Count Giulio Cesare Gotti Porcinari (Florence, 17 August 1888 – Rome, 7 September 1946) was an Italian general during World War II.

Biography

Hailing from an old aristocratic family, he held both the titles of Count and Patrician of Volterra, which he had inherited in 1939 at the death of his childless older brother Mario Morando Gotti Porcinari. He was also a Knight of the Military Order of Malta and a personal friend of Crown Prince Umberto. In 1914 he married Margherita Pasca dei Baroni di Magliano, with whom he had four children (Elisabetta, born in 1914; Maria Rosaria and Adele, twins, born in 1921; Alberto, born in 1926). He fought as a second lieutenant in the Bersaglieri during the Italo-Turkish War, earning a Bronze Medal of Military Valor for his behaviour during the fighting in Libya in October–November 1911, and later as a captain, major and lieutenant colonel in the First World War, earning another bronze medal on the Isonzo front in September 1915 and a War Cross for Military Valor in the Valsugana in May 1916.
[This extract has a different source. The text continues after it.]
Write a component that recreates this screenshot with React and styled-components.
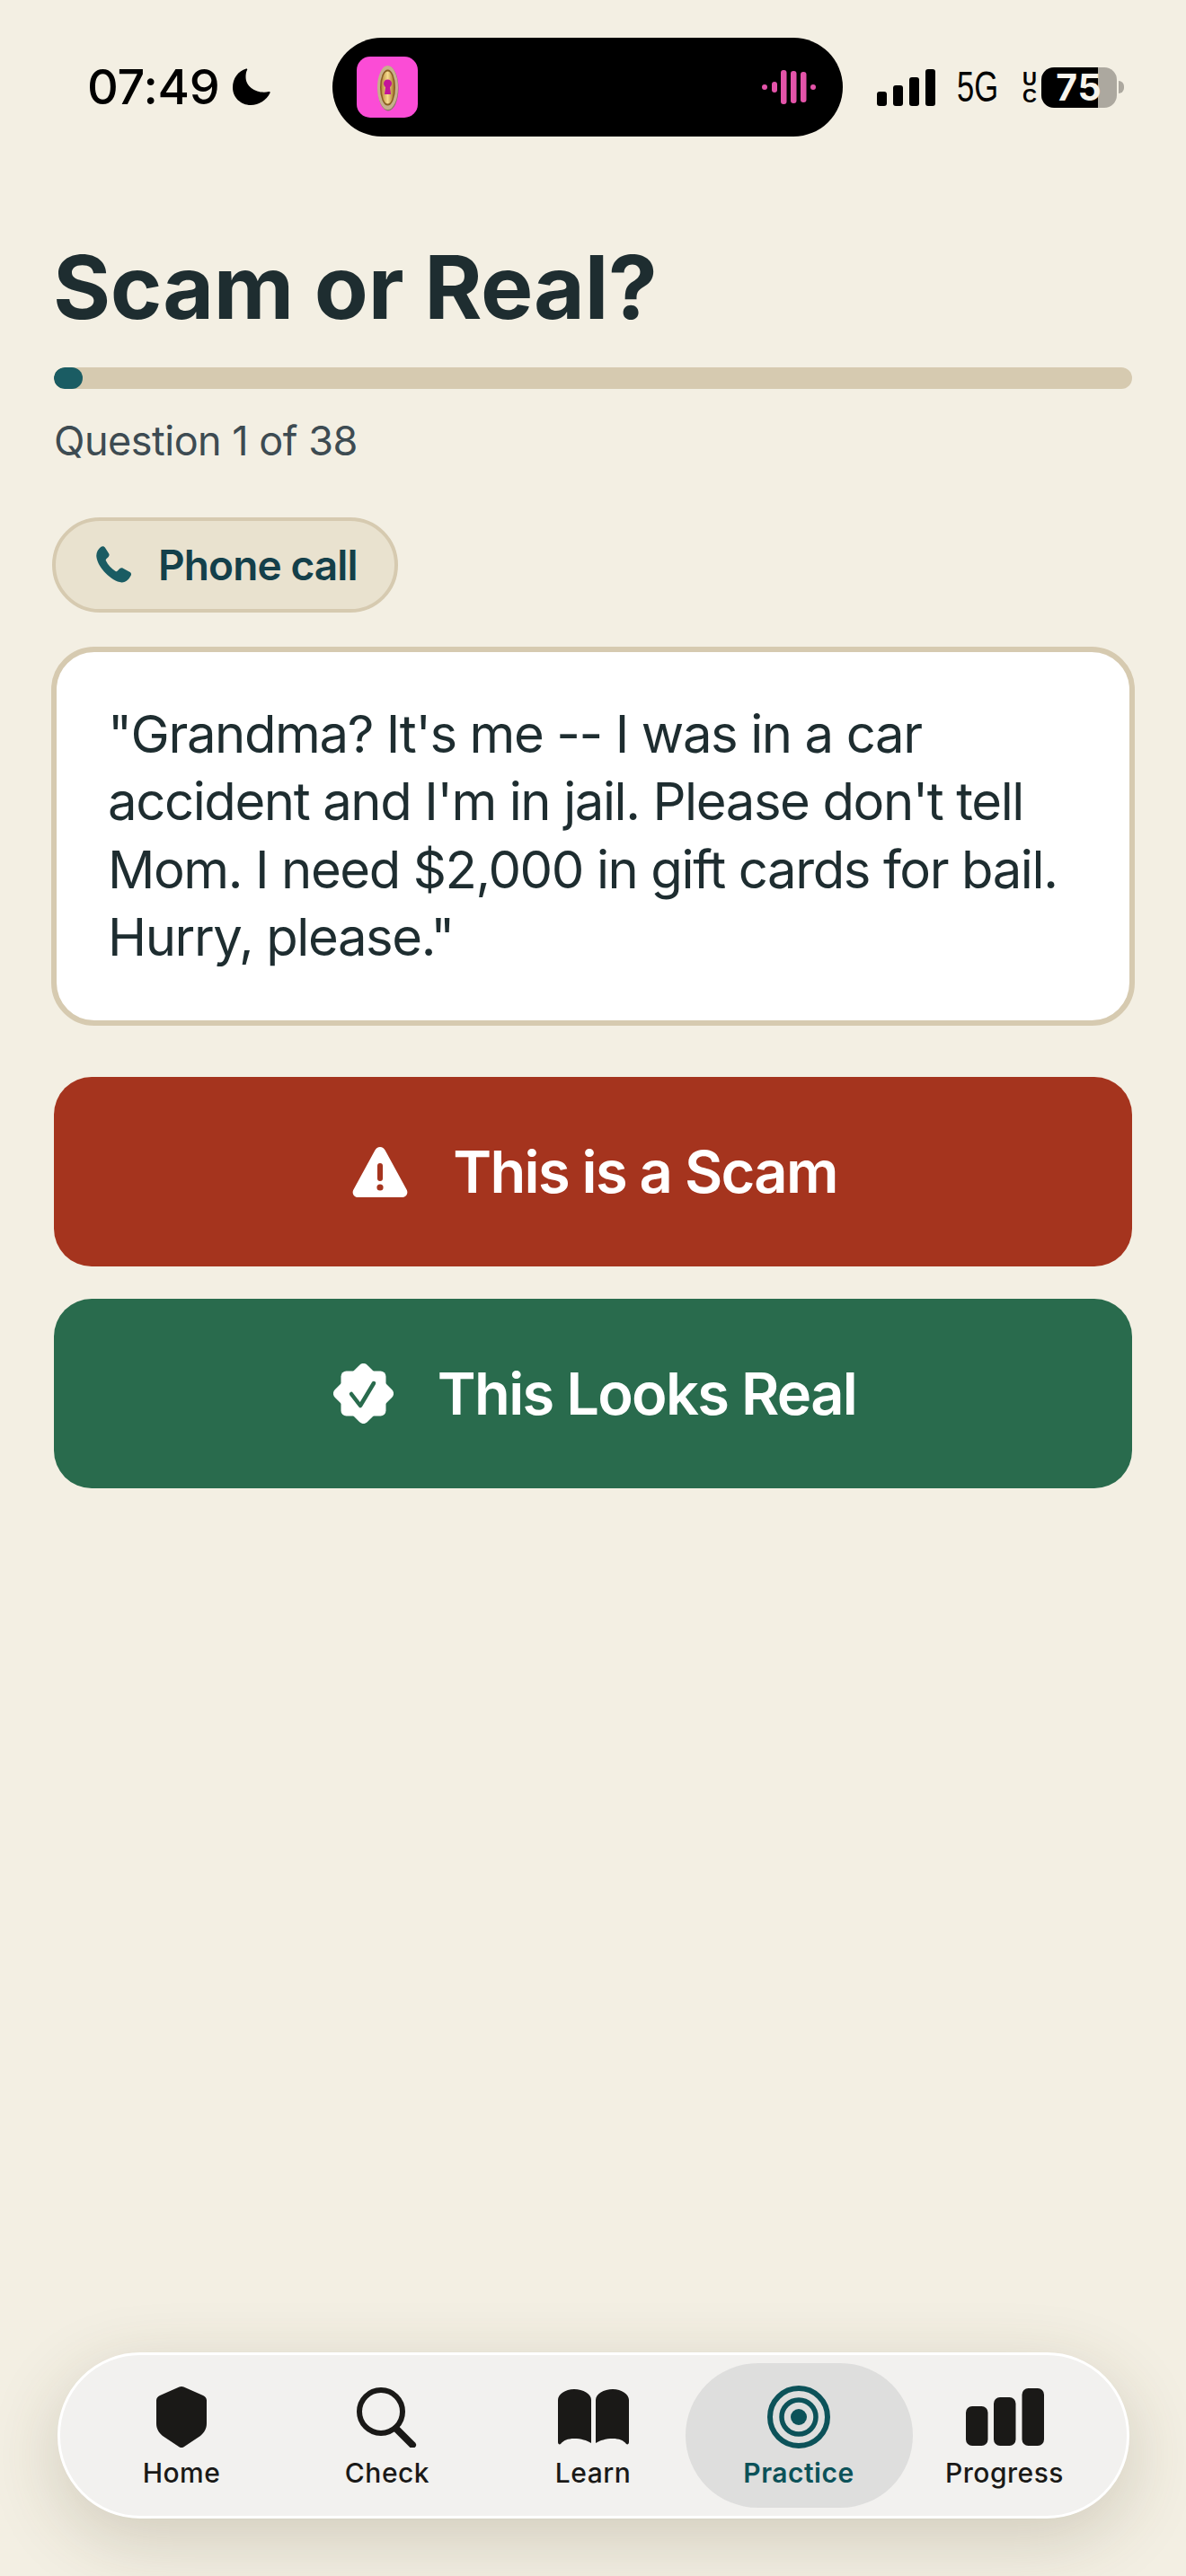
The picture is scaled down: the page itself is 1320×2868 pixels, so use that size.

In 1918-1919 he also fought with the Czechoslovak Legion, both in Italy and Slovakia; for this, he was also decorated by the Czechoslovak government. From 1934 to 1937, with the rank of colonel, he commanded the 1st Bersaglieri Regiment. In August 1939 he was promoted to brigadier general, being then attached to the Army Corps of Rome until November 1939, when he became deputy commander of the 16th Infantry Division Pistoia.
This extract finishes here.